++++ Data provided

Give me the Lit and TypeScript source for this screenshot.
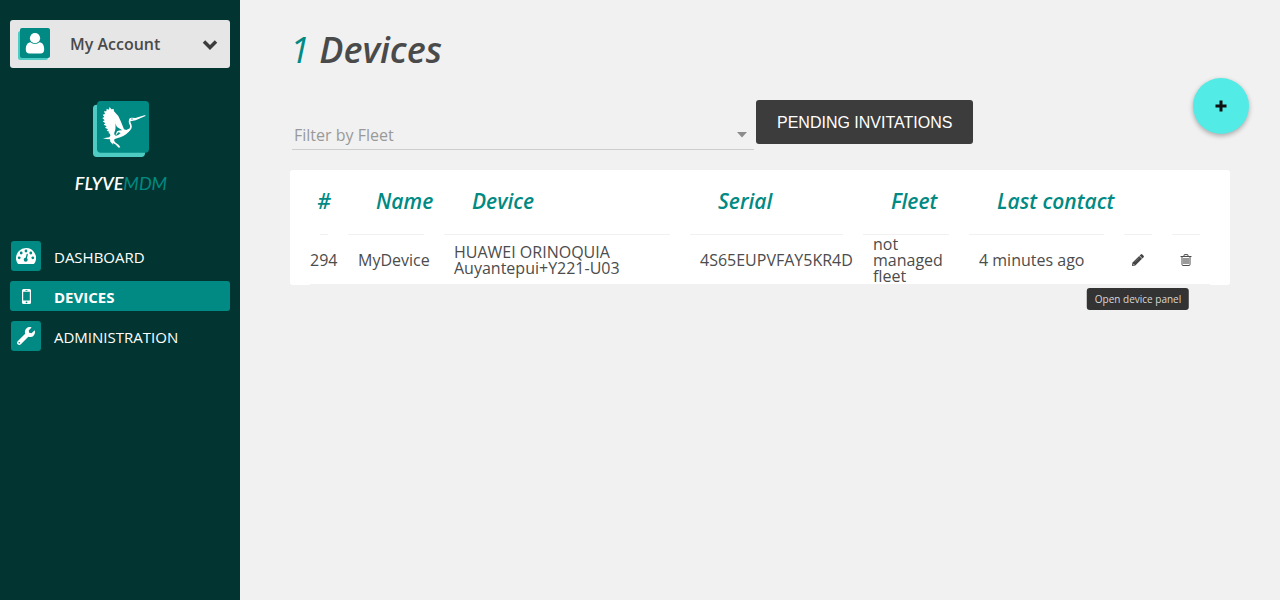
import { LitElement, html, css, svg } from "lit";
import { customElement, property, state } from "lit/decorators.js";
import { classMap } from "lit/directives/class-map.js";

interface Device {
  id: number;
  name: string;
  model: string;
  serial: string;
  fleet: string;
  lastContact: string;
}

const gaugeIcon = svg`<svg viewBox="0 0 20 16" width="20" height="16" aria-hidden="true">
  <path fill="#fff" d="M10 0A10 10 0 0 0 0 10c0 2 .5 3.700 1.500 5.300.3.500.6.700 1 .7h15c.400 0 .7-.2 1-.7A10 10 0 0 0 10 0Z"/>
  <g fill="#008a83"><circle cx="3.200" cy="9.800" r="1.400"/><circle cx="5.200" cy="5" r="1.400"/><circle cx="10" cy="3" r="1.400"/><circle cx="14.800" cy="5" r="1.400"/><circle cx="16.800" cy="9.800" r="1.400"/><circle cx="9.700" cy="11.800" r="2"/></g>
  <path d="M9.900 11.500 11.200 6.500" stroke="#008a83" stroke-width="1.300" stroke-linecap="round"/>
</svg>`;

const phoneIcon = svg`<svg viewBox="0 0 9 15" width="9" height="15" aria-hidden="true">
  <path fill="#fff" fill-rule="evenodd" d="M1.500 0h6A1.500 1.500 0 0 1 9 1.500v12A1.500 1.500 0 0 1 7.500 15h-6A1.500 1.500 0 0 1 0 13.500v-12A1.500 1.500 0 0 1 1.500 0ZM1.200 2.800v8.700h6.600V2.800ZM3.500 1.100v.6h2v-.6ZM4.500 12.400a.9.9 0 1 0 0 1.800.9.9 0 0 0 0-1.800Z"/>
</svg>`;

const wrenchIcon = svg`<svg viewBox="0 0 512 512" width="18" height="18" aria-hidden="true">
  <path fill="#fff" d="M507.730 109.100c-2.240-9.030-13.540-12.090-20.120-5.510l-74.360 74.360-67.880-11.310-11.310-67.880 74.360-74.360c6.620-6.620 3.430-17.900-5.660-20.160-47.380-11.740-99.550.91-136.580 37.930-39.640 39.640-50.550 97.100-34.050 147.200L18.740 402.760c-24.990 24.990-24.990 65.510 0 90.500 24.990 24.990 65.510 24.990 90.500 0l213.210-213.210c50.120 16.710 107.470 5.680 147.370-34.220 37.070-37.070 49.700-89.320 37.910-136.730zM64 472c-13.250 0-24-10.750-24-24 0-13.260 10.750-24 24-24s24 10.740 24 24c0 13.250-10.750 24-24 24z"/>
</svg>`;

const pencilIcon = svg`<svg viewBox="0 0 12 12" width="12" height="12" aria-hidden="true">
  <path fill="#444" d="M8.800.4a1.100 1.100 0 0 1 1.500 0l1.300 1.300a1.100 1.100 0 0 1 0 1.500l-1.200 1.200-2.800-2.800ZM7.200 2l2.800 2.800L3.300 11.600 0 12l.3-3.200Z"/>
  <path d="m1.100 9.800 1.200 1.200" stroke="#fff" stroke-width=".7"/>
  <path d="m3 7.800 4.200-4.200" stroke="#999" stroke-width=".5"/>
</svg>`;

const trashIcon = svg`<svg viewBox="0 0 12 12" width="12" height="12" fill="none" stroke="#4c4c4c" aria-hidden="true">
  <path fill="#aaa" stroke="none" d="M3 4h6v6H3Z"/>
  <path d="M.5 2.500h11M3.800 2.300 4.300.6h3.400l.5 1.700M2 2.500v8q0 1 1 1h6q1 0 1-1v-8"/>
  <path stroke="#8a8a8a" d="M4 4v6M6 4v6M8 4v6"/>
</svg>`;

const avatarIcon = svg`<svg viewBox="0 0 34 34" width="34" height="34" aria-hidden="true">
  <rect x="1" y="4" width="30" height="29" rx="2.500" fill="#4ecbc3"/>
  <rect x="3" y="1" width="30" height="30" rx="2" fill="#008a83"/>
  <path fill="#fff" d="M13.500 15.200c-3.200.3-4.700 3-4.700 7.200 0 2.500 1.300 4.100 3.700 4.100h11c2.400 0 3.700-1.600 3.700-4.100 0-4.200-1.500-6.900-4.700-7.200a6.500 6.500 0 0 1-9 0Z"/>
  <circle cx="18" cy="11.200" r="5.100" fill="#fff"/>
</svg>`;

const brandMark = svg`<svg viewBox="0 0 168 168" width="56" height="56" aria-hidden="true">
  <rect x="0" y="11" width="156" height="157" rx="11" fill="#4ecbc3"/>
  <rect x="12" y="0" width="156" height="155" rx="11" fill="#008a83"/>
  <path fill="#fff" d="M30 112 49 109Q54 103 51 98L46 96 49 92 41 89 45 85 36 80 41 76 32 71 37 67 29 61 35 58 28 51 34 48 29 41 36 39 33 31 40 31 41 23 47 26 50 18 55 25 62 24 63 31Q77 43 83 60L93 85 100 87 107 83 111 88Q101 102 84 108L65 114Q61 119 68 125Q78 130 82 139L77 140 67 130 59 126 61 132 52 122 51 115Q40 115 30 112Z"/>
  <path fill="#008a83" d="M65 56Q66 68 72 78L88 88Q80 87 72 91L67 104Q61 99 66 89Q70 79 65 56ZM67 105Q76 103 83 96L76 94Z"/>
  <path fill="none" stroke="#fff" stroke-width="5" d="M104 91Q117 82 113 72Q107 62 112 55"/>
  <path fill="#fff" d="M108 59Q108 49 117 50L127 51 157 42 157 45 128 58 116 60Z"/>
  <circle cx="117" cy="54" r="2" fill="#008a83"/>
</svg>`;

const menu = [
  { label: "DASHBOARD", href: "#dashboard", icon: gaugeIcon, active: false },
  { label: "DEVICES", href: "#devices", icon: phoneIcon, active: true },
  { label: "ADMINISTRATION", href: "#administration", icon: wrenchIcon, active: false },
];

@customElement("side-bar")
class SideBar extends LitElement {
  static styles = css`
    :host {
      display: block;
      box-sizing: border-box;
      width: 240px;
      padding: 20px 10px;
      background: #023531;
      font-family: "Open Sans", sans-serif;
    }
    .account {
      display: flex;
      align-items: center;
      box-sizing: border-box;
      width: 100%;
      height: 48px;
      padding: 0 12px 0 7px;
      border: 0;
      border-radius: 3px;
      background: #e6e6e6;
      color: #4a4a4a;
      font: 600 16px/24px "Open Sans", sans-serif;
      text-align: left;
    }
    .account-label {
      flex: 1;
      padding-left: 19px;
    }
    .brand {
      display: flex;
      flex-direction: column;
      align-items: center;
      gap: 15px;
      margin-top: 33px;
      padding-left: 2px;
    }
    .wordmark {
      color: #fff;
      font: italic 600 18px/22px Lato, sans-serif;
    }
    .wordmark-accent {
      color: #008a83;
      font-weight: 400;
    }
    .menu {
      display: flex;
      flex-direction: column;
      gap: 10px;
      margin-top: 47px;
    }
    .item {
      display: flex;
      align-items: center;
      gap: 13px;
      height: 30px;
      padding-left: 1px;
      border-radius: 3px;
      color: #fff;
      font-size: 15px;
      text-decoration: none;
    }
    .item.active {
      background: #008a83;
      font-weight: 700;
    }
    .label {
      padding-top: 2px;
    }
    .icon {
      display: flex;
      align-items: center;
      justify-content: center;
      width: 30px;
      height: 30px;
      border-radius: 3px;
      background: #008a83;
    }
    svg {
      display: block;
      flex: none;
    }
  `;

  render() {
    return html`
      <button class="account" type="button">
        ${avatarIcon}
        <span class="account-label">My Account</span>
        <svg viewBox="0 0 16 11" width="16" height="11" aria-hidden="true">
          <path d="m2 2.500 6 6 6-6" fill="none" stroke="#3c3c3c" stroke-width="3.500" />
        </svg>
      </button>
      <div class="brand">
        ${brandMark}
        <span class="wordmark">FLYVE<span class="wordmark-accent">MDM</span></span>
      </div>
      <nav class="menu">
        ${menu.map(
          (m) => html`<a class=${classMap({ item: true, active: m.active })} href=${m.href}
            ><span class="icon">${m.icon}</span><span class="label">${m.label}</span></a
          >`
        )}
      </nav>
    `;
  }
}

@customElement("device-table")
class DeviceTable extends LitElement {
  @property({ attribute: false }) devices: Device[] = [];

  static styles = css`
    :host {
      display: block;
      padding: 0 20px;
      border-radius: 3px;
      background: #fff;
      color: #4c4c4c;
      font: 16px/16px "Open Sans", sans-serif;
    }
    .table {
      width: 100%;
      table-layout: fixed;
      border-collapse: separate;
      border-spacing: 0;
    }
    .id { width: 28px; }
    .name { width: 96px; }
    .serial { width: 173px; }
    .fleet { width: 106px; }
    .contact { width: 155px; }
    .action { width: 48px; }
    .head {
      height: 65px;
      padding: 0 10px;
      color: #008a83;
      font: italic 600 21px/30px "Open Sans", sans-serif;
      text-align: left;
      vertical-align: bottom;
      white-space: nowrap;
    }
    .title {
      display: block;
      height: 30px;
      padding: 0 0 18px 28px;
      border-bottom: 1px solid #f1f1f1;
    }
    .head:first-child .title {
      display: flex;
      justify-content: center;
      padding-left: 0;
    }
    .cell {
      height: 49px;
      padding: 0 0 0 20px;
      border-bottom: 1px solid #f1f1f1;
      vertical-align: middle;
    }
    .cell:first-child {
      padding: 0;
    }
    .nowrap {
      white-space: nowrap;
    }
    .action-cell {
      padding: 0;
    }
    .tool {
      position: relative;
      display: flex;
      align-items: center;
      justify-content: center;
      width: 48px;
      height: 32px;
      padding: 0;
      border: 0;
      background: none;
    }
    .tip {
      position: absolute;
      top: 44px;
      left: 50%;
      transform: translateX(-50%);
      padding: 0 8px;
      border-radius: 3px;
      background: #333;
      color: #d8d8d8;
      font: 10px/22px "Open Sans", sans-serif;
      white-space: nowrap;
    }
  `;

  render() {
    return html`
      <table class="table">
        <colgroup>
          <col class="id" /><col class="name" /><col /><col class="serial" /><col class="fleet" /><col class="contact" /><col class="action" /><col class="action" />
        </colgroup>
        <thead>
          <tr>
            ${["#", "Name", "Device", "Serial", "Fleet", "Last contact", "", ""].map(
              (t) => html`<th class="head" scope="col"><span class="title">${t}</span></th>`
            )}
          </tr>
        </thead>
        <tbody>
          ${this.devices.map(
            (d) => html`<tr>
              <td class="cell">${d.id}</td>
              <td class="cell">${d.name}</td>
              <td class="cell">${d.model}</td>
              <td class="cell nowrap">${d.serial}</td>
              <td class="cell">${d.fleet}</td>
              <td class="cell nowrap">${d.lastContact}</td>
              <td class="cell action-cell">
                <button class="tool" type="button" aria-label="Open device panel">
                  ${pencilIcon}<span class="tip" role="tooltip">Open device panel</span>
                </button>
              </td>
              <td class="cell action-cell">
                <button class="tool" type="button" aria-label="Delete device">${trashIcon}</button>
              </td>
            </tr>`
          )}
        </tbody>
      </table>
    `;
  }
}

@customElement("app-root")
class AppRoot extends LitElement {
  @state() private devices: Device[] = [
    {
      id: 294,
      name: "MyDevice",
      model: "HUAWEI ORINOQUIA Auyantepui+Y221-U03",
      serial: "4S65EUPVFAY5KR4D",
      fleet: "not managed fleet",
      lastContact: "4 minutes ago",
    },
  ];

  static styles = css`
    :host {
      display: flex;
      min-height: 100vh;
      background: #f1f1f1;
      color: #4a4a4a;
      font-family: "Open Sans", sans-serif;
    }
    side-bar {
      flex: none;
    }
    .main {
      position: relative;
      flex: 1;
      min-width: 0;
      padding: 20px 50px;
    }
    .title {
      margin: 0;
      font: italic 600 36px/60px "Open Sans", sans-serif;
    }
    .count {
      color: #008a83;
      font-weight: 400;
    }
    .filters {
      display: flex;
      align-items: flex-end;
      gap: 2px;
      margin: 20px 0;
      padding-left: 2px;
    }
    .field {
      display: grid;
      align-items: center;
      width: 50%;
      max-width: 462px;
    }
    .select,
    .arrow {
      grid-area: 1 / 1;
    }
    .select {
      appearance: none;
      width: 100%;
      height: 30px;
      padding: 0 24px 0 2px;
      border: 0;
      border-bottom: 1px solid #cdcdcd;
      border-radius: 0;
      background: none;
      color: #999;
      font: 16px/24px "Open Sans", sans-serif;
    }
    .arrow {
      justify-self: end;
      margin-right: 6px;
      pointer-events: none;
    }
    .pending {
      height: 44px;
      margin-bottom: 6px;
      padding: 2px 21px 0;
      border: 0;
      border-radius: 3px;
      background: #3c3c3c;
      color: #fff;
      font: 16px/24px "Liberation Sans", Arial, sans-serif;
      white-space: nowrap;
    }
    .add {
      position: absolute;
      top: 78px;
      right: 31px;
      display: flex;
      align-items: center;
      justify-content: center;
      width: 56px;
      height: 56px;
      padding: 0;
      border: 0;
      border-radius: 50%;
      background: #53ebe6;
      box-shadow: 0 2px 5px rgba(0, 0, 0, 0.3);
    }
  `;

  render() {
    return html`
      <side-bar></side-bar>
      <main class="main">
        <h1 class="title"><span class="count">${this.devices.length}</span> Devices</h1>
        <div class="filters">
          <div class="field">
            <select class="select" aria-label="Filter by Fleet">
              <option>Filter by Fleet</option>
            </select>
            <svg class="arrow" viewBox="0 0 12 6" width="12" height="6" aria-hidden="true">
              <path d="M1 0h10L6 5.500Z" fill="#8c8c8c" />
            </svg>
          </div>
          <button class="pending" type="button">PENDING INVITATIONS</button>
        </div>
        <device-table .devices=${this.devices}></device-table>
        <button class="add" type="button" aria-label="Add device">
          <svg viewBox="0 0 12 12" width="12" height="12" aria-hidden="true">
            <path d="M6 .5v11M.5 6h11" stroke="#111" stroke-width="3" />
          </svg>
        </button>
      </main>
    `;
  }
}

++++++++

Instruction
Go through the material above and copy each line that has the word "this".

Answer to the task
Give me the Lit and TypeScript source for this screenshot.
          ${this.devices.map(
        <h1 class="title"><span class="count">${this.devices.length}</span> Devices</h1>
        <device-table .devices=${this.devices}></device-table>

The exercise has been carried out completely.